Но кто жрец, кому дано принять эту жертву, стать ее палачом и свидетелем, свершить и удостоверить её факт? Им оказывается белогвардейский «офицер в изорванной парусиновой рубахе» – художественная деталь, повторяющаяся на небольшом участке текста трижды. Эта подробность в описании одежды ассоциативно указывает на его причастность к речному (или морскому) промыслу (парус). Образ офицера-охранителя переправы, сопровождающего путь Трофима на тот берег, где он окажется уже мёртвым, ассоциативно сближается с Хароном, описанным в шестой книге «Энеиды» Вергилия как тот, кто «гонит лодку шестом и правит сам парусами, Мертвых на утлом челне через темный поток перевозит».
Неслучайно после, перебравшись на левый берег, Трофим видит «призрачный» мир, в котором уже нет других людей – на берегу пустынно, все словно исчезли. Белый полуденный свет вдруг оказывается для героя призрачно-зелёным. Нереальная яркая зелень бьёт в глаза, даже небо и песок обретают зелёный цвет, и сам герой блюет зелёной водой. Здесь художественно воссоздано некое донское царство мёртвых, в котором оказывается Трофим. В финальном выстреле белогвардейца уже нет ни непримиримой злобы к врагу, ни даже какой бы то ни было эмоциональности: он лишь «равнодушно двинул затвором» – затворил за Трофимом калитку на тот свет. Сама же сцена смерти Трофима в финале рассказа перекликается со сценой рождения жеребёнка в начале: полуденный зной, яркий свет, шаги на неверных ногах, звуки стрельбы, заваливание на бок, умиротворяющее присутствие рыжей кобылы-матери… Даже зелень «изумрудных мух», сопровождавших рождение жеребёнка, перекликается с зелёным светом «призрачного» мира, в котором очутился Трофим.
Исследователи новеллы «Жеребёнок» справедливо отмечают, что приказ офицера «Пре-кра-тить стрельбу!..», чтобы гарантировать спасение жеребёнка, обеспечить целостность ритуального обмена одной души на другую, – одна из смысловых кульминаций рассказа.

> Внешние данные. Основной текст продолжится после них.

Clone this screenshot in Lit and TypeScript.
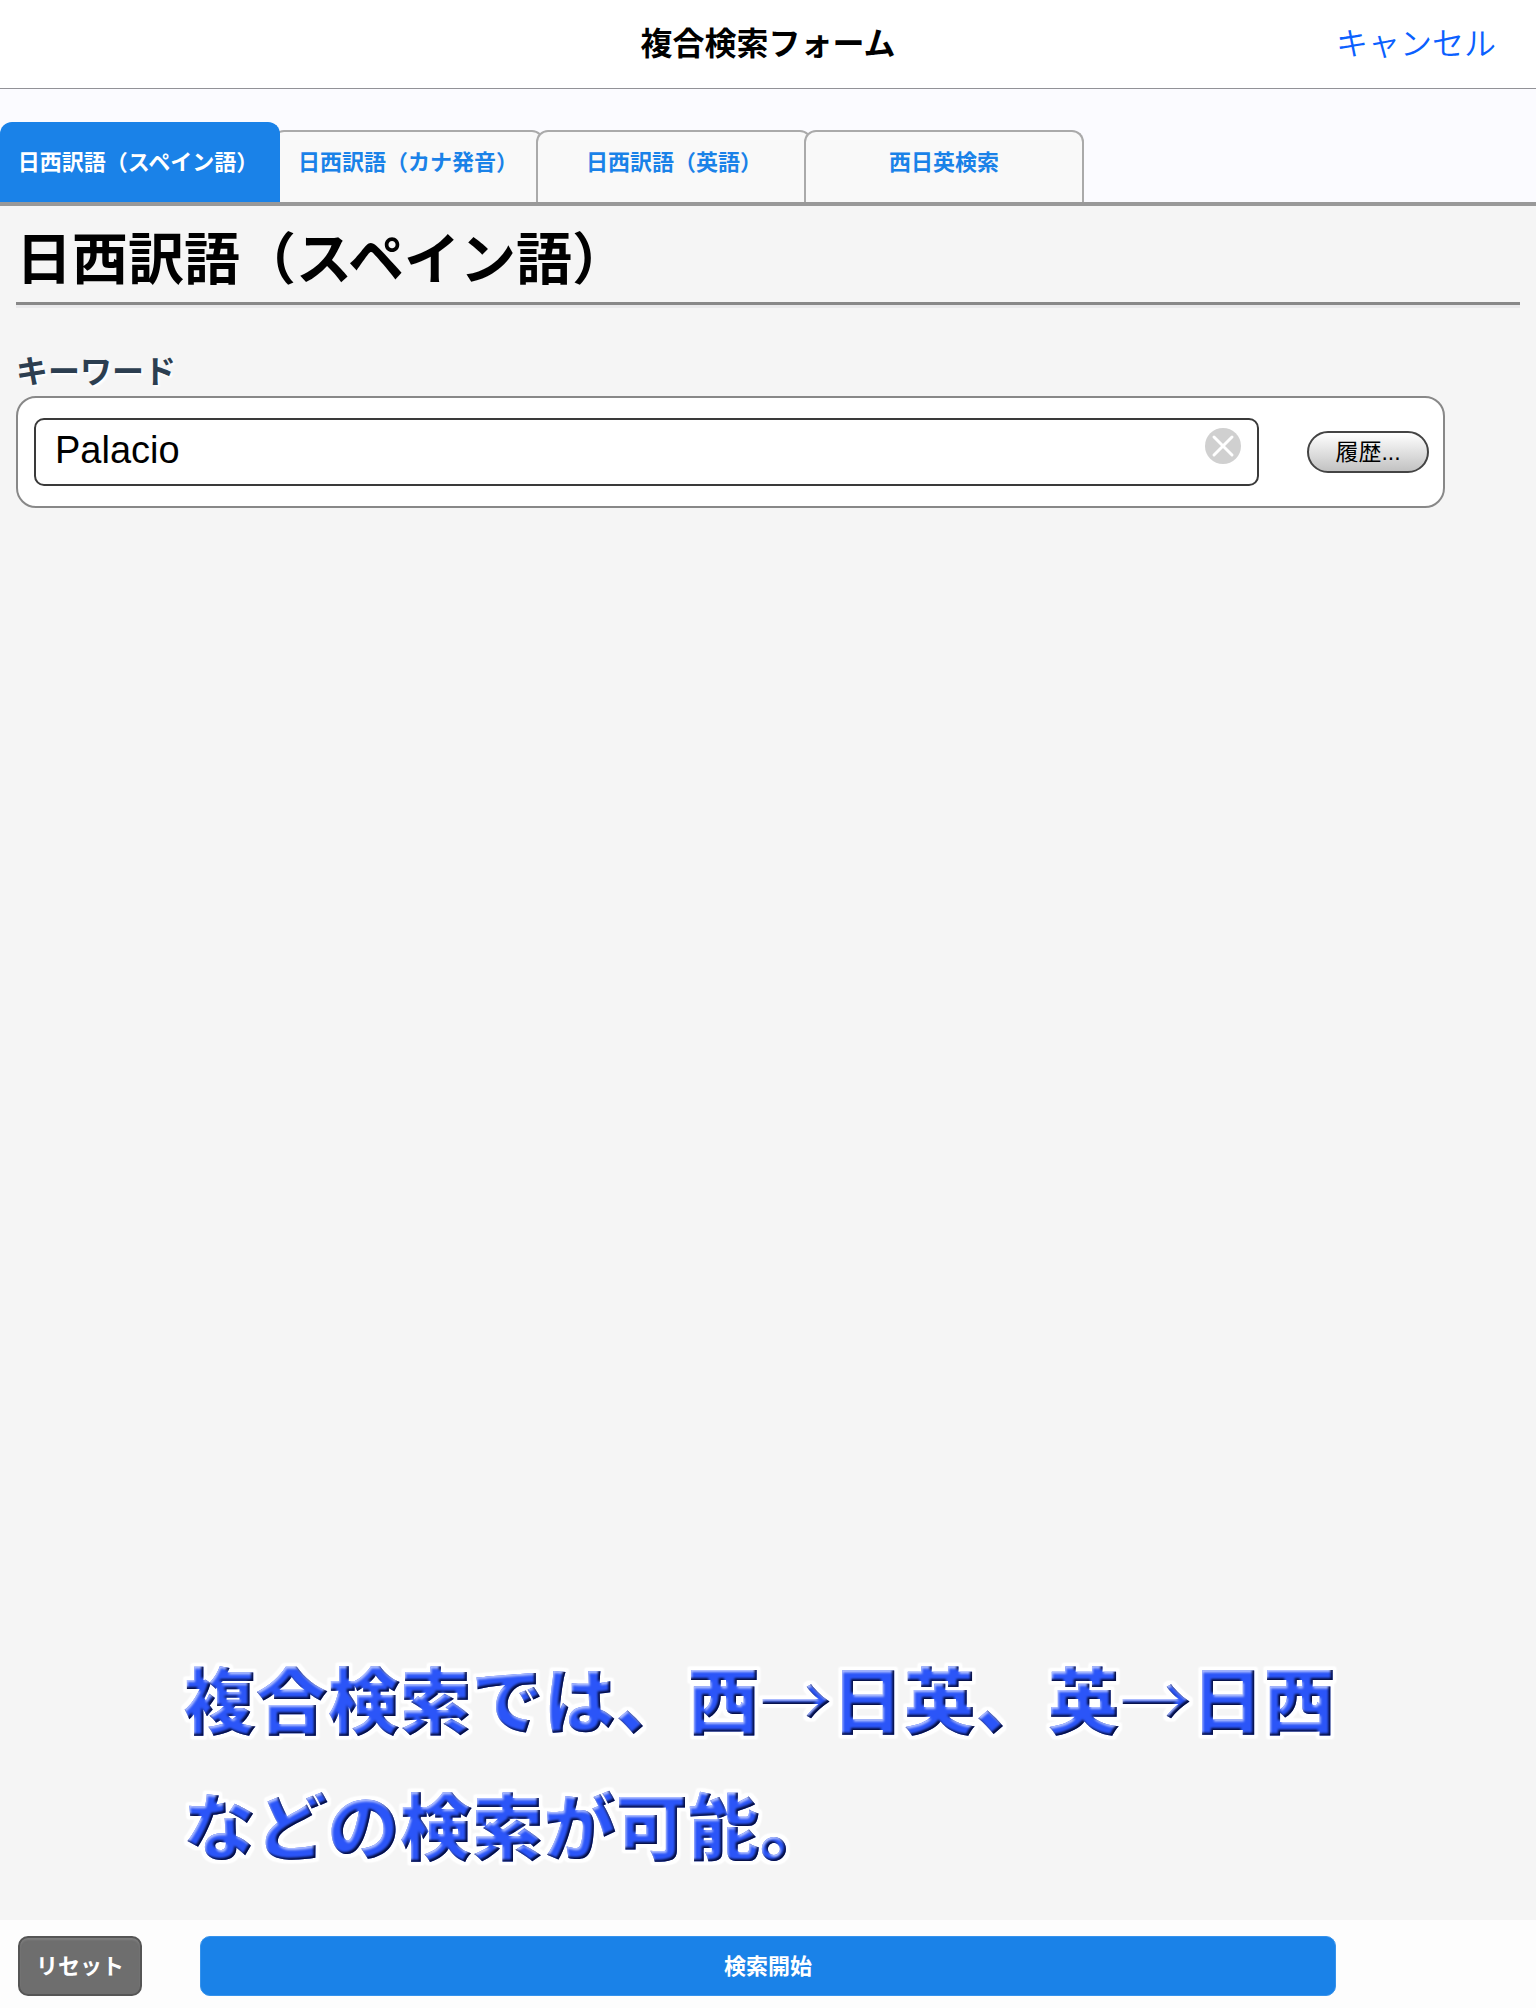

Для возможности спасения детёныша потребовалось не только самопожертвование, но и готовность эту жертву понять и принять, санкционировать ритуал обмена «головы за голову». Жизнь Трофима была принята в обмен на жизнь жеребёнка тем, кто оказался способен разделить его ценности, понять, что они стоят того, чтобы отдать за них свою жизнь.
И над социально-исторической катастрофой войны, существенной составляющей которой оказывается право на убийство, нивелирующее шестую Божью заповедь, и над беспамятным космическим детерминизмом природной жизни, проступает в рассказе М. А. Шолохова собственно человеческий экзистенциальный план. Белогвардейский офицер-Харон, принявший добровольное жертвоприношение красноармейца Трофима, препроводивший его на ту сторону реки, понял, оценил и воздал должное именно экзистенциальному жесту своего врага, возвысившегося и над войной, и взявшего на себя смелость бунта против «коловерти» Дона. Здесь осуществился подлинный диалог двух душ, когда «общение между смертными бессмертно» (Б. Пастернак).
Спасибо за внимание!
Почему же белогвардейский офицер не отказался от убийства Трофима? Почему от жестокого ритуала нельзя отступиться? Видимо, потому что в этом жертвоприношении состояла цена спасения жеребёнка, в котором символически заключалась для казаков вся та хрупкая, чистая и, в сущности, незащитимая жизнь, полная красоты и смысла, которая была принесена в жертву войне и за которую каждый, в сущности, и сражался. В оставлении Трофима в живых было бы некое неуважение к врагу и обесценивание принесенной жертвы, нарушение не проговорённой священной конвенции, грозящее утратой того, на чём держится твои собственные ценности, твоя надежда на мир, право на смысл будущей жизни и оправдание происходящего.
Оставление героя в живых, для автора было бы как раз погрешением против художественной правды, против того существенного знания о человеке, которое М. А. Шолохов приоткрыл в своём творчестве. Слишком сентиментальным, искусственно подслащенным выглядел бы хэппи энд, смазывающий всю выразительность и трагическую красоту, воссозданную в новелле жизни.
Писателю свойственно бесстрашное «приятие жестокости жизни» [3, с. 377], не отменяющее, однако её глубинной человечности, в «смещении целого» у М. А. Шолохова проступает «гуманизм непривычного масштаба» [6, с. 464]. Сказать, что убийство ближнего (чьи человеческие идеалы – это и твои идеалы) на войне не отменяет самой человечности, глубинного родства людей, возможности их духовного общения, выглядит цинично. Еще более странно звучит мысль, что в этом произведении убийство служит утверждению общих высших человеческих ценностей и что оно уравнивается с самопожертвованием, что жертва и палач по-человечески поняли друг друга и исполнили должное. А между тем, смыслы, поднятые М. А. Шолоховым в «Жеребёнке», обращаются и в этом кругу. При этом вера в величие человека и в то, что им движет любовь ко всему живому и чистому, при прочтении новеллы парадоксальным образом не только не колеблется, но крепнет.